Ted Kennedy died today and, while it wasn’t a surprise, it really made me sad. We all knew he had brain cancer. I didn’t think he would make it this long. But of all the times when we need a Ted Kennedy, of all the times when we need to put aside partisanship and fear for the sake of helping the country’s working class…well, it’s right now. With all the boogeyman talk of Death Panels and compromises on public options, I hope and pray that someone will pick up the torch that Ted Kennedy would have carried. If your memory is failing to recall all the things that Ted Kennedy championed during his nearly 50-year political career, let me jog your memory. I get teary when I start to think about the fact that, despite the progress we have made in the past year, the fear-mongering, uninformed and paranoid-email-forwarding idiots could ruin the greatest shot we’ve got at a national health care system that provides for all citizens, not just the lucky ones.
So in memory of Ted Kennedy, who was able to put aside left or right allegiance to try to help the poor, disenfranchised and disabled, I want to give major, major props to John McCain. I understand that he is following his party line and that he probably genuinely has misgivings about Obama’s health care plan. But these absurd town hall meetings have not been, by and large, about debating the pros and cons of the proposed health care program. They have been about screaming and packing heat and telling seniors to go rent Logan’s Run. So when John McCain stands up to town hall meeting attendees by reminding them that a) there is no booing in civil discourse (House of Commons being the glaring exception) and b) that Obama is the president, he is not trying to sidestep or violate the Constitution and he deserves respect, I give a hearty tip of the hat to McCain.
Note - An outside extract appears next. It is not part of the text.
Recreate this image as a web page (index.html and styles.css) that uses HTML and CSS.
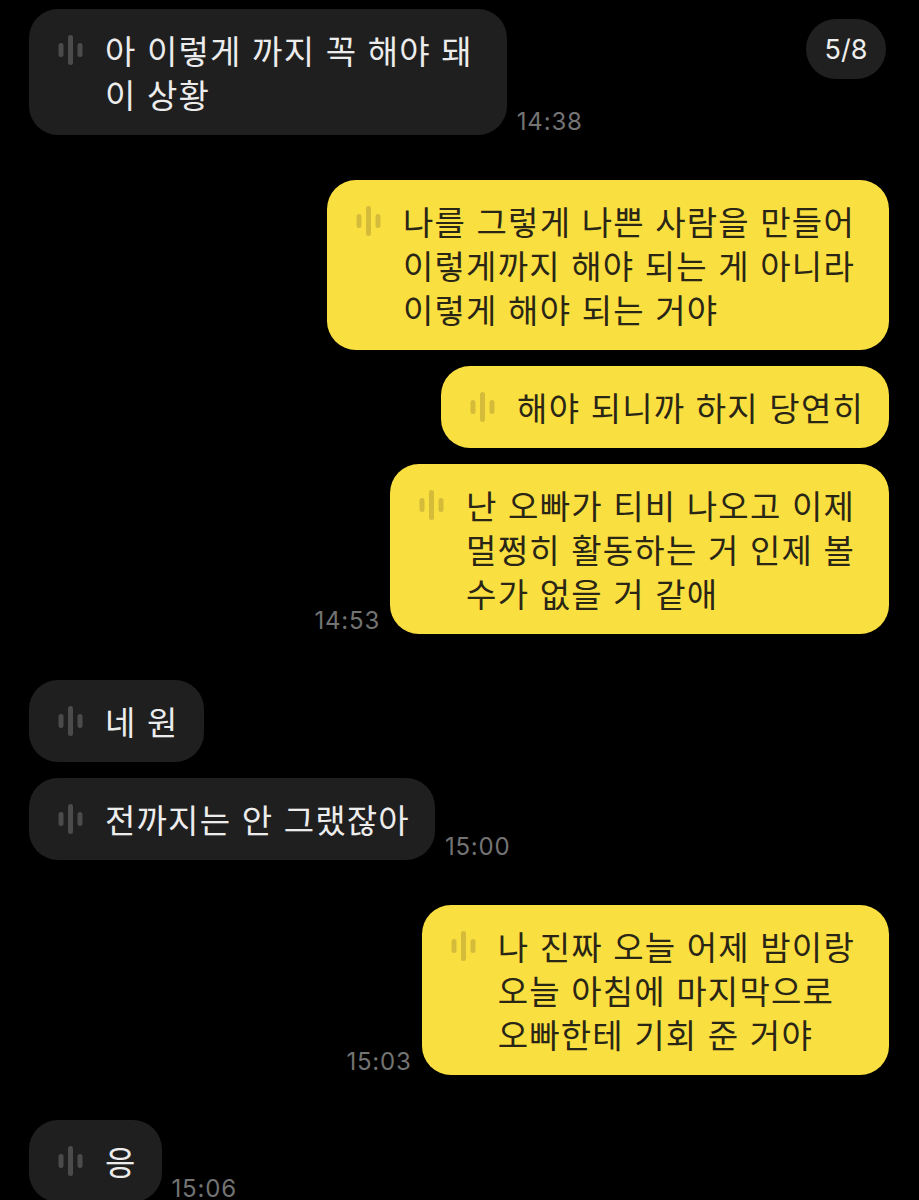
FILE: index.html
```html
<!DOCTYPE html>
<html lang="ko">
<head>
<meta charset="UTF-8" />
<title>대화</title>
<link rel="stylesheet" href="styles.css">
</head>
<body>

<div class="counter">5/8</div>

<div class="chat">
  <div class="group">
    <div class="row">
      <div class="bubble in multi">
        <svg class="wave" viewBox="0 0 24 30"><rect x="0" y="8" width="5" height="14" rx="2.5"/><rect x="9.5" y="0" width="5" height="30" rx="2.5"/><rect x="19" y="8" width="5" height="14" rx="2.5"/></svg>
        <p>아 이렇게 까지 꼭 해야 돼<br>이 상황</p>
      </div>
      <span class="time">14:38</span>
    </div>
  </div>

  <div class="group">
    <div class="row out">
      <div class="bubble multi">
        <svg class="wave" viewBox="0 0 24 30"><rect x="0" y="8" width="5" height="14" rx="2.5"/><rect x="9.5" y="0" width="5" height="30" rx="2.5"/><rect x="19" y="8" width="5" height="14" rx="2.5"/></svg>
        <p>나를 그렇게 나쁜 사람을 만들어<br>이렇게까지 해야 되는 게 아니라<br>이렇게 해야 되는 거야</p>
      </div>
    </div>
    <div class="row out">
      <div class="bubble">
        <svg class="wave" viewBox="0 0 24 30"><rect x="0" y="8" width="5" height="14" rx="2.5"/><rect x="9.5" y="0" width="5" height="30" rx="2.5"/><rect x="19" y="8" width="5" height="14" rx="2.5"/></svg>
        <p>해야 되니까 하지 당연히</p>
      </div>
    </div>
    <div class="row out">
      <span class="time">14:53</span>
      <div class="bubble multi">
        <svg class="wave" viewBox="0 0 24 30"><rect x="0" y="8" width="5" height="14" rx="2.5"/><rect x="9.5" y="0" width="5" height="30" rx="2.5"/><rect x="19" y="8" width="5" height="14" rx="2.5"/></svg>
        <p>난 오빠가 티비 나오고 이제<br>멀쩡히 활동하는 거 인제 볼<br>수가 없을 거 같애</p>
      </div>
    </div>
  </div>

  <div class="group next">
    <div class="row">
      <div class="bubble in">
        <svg class="wave" viewBox="0 0 24 30"><rect x="0" y="8" width="5" height="14" rx="2.5"/><rect x="9.5" y="0" width="5" height="30" rx="2.5"/><rect x="19" y="8" width="5" height="14" rx="2.5"/></svg>
        <p>네 원</p>
      </div>
    </div>
    <div class="row">
      <div class="bubble in">
        <svg class="wave" viewBox="0 0 24 30"><rect x="0" y="8" width="5" height="14" rx="2.5"/><rect x="9.5" y="0" width="5" height="30" rx="2.5"/><rect x="19" y="8" width="5" height="14" rx="2.5"/></svg>
        <p>전까지는 안 그랬잖아</p>
      </div>
      <span class="time">15:00</span>
    </div>
  </div>

  <div class="group">
    <div class="row out">
      <span class="time">15:03</span>
      <div class="bubble multi">
        <svg class="wave" viewBox="0 0 24 30"><rect x="0" y="8" width="5" height="14" rx="2.5"/><rect x="9.5" y="0" width="5" height="30" rx="2.5"/><rect x="19" y="8" width="5" height="14" rx="2.5"/></svg>
        <p>나 진짜 오늘 어제 밤이랑<br>오늘 아침에 마지막으로<br>오빠한테 기회 준 거야</p>
      </div>
    </div>
  </div>

  <div class="group">
    <div class="row">
      <div class="bubble in">
        <svg class="wave" viewBox="0 0 24 30"><rect x="0" y="8" width="5" height="14" rx="2.5"/><rect x="9.5" y="0" width="5" height="30" rx="2.5"/><rect x="19" y="8" width="5" height="14" rx="2.5"/></svg>
        <p>응</p>
      </div>
      <span class="time">15:06</span>
    </div>
  </div>
</div>

</body>
</html>
```

FILE: styles.css
```css
html, body {
  height: 1200px;
  overflow: hidden;
}
body {
  margin: 0;
  background: #000;
  font-family: "Noto Sans CJK KR", "Noto Sans", sans-serif;
  position: relative;
}
.chat {
  display: flex;
  flex-direction: column;
  gap: 45px;
  padding: 9px 30px 0 29px;
}
.group {
  display: flex;
  flex-direction: column;
  gap: 16px;
}
.group.next {
  margin-top: 1px;
}
.row {
  display: flex;
  align-items: flex-end;
  gap: 10px;
}
.row.out {
  justify-content: flex-end;
}
.bubble {
  display: flex;
  align-items: flex-start;
  gap: 22px;
  padding: 19px 25px 19px 29px;
  border-radius: 29px;
  background: #fadf40;
  color: #2a2616;
}
.bubble.multi {
  padding-right: 34px;
}
.bubble.in {
  background: #1f1f20;
  color: #ececec;
}
.bubble p {
  margin: 0;
  font-size: 33px;
  line-height: 44px;
  letter-spacing: 1.2px;
  font-weight: 400;
  white-space: nowrap;
}
.wave {
  width: 25px;
  height: 30px;
  margin-top: 7px;
  flex: none;
  fill: #d5bb3a;
}
.in .wave {
  fill: #4b4b4c;
}
.time {
  font-family: Inter, "Liberation Sans", sans-serif;
  font-size: 24px;
  line-height: 18px;
  letter-spacing: 0.8px;
  margin-bottom: 4px;
  color: #737373;
}
.counter {
  position: absolute;
  top: 19px;
  right: 33px;
  width: 80px;
  height: 60px;
  border-radius: 30px;
  background: #202021;
  color: #eee;
  font-family: Inter, "Liberation Sans", sans-serif;
  font-size: 27px;
  display: flex;
  align-items: center;
  justify-content: center;
}
```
It’s so funny to me that this Death Panel hocus-pocus seems to really be sticking. My 80 year old grandmother would probably volunteer to go up before the non-existent Death Panel. She’s been telling us that she “probably won’t be around much longer” for almost a decade now. Every time I go to her house, she gives me yet another household item like some sort of drawn-out Estate sale. The irony is, of course, that her mother spent 20 years claiming that she wasn’t gonna be around much longer either until she passed away just shy of 100. In fact, my grandmother’s insistence in her own eminent demise is the biggest reason I haven’t had to buy kitchenware, luggage or scarves as yet in my adult life. Maybe she just voted for Obama to get in the front of the line for the Socialist Death Panels?